* _Goal_: Find the lines that hold "page". Report only how many there are.
|---|
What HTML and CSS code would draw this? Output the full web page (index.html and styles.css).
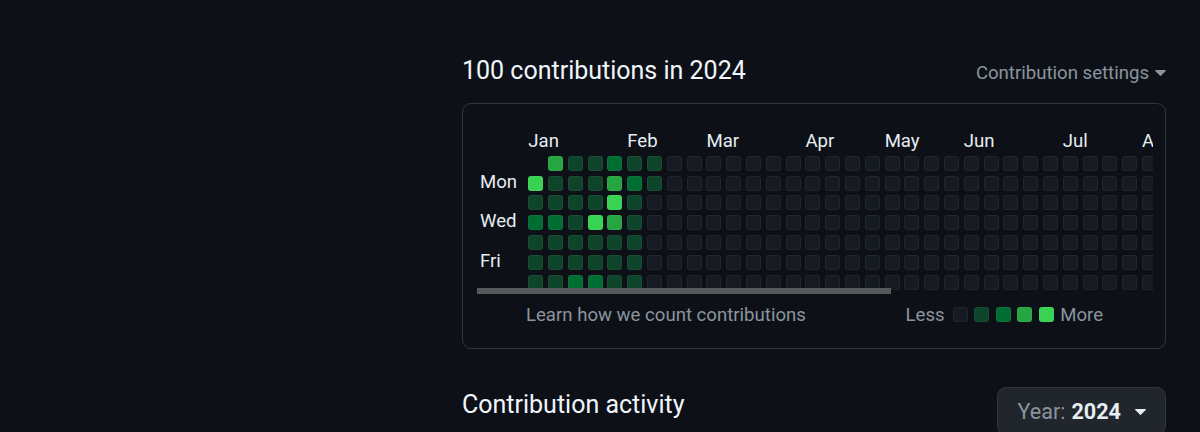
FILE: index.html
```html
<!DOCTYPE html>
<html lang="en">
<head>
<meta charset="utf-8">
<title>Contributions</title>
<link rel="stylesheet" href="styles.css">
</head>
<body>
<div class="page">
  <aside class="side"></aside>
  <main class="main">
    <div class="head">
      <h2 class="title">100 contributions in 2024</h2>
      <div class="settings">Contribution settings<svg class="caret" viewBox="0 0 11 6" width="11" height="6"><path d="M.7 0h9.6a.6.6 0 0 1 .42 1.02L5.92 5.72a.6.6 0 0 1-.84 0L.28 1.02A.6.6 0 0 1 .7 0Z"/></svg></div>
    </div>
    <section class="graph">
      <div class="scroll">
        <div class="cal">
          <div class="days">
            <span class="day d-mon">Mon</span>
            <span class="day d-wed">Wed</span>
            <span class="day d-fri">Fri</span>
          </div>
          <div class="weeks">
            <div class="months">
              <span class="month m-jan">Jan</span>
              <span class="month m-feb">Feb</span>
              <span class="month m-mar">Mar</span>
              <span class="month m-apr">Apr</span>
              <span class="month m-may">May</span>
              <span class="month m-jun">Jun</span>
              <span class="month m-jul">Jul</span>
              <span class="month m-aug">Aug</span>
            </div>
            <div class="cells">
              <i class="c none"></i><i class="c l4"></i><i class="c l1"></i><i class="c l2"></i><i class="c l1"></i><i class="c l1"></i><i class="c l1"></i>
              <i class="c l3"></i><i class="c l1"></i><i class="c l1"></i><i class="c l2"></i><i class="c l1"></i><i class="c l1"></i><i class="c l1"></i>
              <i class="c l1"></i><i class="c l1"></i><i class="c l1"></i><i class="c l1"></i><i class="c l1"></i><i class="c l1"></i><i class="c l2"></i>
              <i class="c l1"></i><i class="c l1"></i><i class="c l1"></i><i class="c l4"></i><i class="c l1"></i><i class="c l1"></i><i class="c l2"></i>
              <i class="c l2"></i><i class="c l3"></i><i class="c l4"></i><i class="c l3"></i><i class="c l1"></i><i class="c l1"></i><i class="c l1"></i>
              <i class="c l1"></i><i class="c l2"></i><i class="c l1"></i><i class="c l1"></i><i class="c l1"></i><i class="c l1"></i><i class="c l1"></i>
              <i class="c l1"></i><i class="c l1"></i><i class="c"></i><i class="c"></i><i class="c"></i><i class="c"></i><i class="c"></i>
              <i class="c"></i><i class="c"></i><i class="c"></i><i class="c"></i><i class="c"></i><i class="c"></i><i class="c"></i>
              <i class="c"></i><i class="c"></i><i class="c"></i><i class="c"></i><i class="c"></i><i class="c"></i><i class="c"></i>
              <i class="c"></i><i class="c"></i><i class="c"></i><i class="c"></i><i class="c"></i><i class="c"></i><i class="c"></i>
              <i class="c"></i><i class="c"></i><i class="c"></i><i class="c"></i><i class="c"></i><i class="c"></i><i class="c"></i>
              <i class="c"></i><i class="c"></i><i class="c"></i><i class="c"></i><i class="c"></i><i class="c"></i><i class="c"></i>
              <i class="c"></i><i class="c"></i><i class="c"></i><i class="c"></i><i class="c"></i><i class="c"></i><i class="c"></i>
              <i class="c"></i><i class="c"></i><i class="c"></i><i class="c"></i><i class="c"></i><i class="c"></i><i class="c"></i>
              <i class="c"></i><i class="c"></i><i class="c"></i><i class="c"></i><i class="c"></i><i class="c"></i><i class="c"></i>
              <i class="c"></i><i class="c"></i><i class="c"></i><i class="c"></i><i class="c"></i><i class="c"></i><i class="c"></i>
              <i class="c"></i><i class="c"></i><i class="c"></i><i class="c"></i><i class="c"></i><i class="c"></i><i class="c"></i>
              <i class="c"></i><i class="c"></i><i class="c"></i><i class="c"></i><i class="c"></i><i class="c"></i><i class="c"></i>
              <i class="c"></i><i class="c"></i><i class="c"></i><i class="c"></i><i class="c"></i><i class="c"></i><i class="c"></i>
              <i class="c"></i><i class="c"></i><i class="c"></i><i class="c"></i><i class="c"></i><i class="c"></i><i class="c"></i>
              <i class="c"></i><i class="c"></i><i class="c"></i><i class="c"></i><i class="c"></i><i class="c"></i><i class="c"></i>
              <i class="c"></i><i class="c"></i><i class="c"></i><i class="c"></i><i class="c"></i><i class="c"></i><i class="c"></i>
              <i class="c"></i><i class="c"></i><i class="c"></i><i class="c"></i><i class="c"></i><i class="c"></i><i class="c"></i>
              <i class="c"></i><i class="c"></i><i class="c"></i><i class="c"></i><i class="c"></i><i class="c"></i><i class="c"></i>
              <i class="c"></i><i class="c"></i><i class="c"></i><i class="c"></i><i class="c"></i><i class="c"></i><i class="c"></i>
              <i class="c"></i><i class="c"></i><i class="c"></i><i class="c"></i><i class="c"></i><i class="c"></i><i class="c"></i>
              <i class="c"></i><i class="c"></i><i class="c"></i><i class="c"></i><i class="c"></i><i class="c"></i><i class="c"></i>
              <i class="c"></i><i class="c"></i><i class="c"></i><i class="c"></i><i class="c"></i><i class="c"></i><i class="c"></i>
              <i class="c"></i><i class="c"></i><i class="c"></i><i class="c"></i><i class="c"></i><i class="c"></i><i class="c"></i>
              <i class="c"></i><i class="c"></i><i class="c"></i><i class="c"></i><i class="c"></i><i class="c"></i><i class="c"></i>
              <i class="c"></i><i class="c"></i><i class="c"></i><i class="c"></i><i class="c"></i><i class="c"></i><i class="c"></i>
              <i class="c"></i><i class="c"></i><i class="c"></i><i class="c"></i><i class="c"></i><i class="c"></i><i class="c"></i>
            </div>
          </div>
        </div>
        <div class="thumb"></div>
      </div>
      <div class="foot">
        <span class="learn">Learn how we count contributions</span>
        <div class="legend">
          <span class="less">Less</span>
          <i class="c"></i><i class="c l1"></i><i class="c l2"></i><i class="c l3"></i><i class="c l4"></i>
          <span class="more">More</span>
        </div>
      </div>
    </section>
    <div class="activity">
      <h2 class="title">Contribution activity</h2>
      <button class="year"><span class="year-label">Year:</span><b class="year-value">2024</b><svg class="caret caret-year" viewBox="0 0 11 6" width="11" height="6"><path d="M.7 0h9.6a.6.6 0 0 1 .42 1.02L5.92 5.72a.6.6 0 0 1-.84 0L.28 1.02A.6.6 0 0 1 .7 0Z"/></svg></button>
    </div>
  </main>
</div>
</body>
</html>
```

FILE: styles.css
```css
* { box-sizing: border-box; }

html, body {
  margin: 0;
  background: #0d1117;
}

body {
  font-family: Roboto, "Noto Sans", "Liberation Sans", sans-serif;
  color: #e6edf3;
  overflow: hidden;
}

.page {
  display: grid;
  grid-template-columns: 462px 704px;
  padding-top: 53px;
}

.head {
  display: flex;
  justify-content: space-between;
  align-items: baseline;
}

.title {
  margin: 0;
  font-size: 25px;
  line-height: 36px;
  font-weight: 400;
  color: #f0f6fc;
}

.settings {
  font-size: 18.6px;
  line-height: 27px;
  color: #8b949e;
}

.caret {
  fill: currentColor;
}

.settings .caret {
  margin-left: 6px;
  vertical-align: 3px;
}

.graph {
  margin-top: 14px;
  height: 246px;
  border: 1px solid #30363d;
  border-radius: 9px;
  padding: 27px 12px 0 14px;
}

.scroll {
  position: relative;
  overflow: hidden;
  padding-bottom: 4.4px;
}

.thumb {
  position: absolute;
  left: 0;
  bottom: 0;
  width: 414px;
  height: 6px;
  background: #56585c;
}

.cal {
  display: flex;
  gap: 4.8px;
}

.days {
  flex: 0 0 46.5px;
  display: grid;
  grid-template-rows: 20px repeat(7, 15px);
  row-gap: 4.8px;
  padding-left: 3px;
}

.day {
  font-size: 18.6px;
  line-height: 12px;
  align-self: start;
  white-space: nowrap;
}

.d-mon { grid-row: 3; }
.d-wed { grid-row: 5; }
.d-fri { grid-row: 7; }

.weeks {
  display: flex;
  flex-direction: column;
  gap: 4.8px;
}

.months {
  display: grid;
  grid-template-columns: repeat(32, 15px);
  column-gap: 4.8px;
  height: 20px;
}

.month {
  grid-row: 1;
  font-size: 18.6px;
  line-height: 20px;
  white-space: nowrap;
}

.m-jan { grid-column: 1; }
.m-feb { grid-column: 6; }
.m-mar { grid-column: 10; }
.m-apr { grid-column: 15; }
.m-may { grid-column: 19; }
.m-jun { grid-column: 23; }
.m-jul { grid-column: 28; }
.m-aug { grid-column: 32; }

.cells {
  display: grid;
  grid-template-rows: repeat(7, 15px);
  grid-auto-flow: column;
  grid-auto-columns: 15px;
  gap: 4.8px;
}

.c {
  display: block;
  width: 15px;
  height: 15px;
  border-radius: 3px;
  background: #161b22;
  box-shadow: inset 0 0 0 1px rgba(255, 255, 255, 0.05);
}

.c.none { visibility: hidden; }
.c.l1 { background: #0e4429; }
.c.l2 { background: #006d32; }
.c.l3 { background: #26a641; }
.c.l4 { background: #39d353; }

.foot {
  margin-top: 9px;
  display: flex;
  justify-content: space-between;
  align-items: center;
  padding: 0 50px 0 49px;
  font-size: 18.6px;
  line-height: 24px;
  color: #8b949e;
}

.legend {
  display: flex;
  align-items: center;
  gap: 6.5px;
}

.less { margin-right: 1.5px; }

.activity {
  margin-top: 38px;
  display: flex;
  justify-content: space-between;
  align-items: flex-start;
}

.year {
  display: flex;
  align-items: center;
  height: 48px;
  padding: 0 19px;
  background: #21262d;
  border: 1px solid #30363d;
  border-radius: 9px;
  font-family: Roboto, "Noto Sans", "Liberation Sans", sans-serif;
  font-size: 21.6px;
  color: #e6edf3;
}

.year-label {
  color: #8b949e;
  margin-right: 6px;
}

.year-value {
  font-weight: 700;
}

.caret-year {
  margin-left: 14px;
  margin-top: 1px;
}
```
|---|
* _Final result_: 3